June 1980: In her recall election, Koester “staved off a long and expensive effort to oust her from office,” the Daily Sun-Post reported. It was close, she said, but she termed it a mandate since backcountry developers had spent heavily against her. The council, meanwhile, appointed Pat Lane to succeed Hurlbut until November. Lane had served on the city council from 1974-78.
November 1980: Voters elected Alan Korsen and Pat Lane to fill the seats that O’Keefe and Lane had occupied since Hamm and Hurlbut had quit. There were 13 candidates for the two seats. O’Keefe was runner-up. Second runner-up was Bill Wagner, husband of the late Myrtis Wagner.

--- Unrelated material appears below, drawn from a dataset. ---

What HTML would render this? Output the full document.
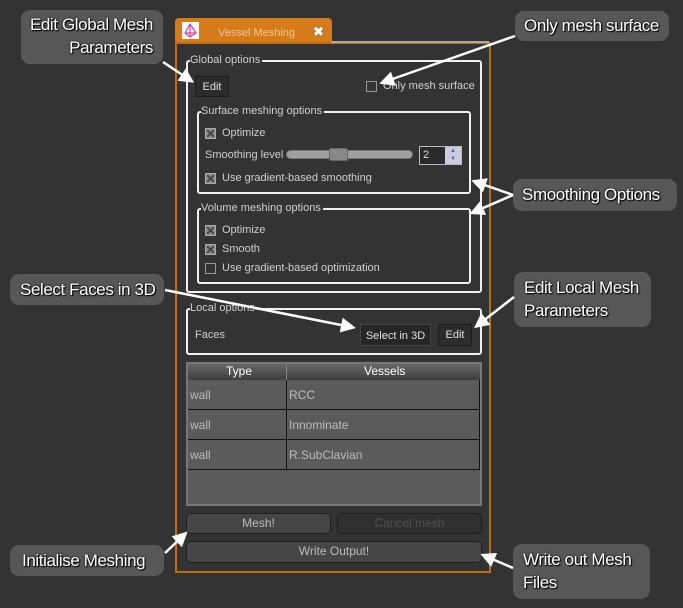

Epilogue: George Caravalho, arriving in Jan. 1980, navigated this political morass while serving as city manager 4 ½ years. City councils imposed building moratoriums, tightened prior city ordinances to better restrict hillside grading and development, endured lawsuits from developers, enacted a Plan 2000 vision, passed a strict sign code, adopted pioneering fire-prevention laws and issued a long-term concession to the Fisherman’s Restaurant that helped spur Pier Bowl revitalization. By the time Caravalho left in 1984 to accept a bigger job with Bakersfield, city staff turnover had stabilized. Debate over how to manage development was still rife. Voters would enact landmark growth control initiatives in 1986 and 1988.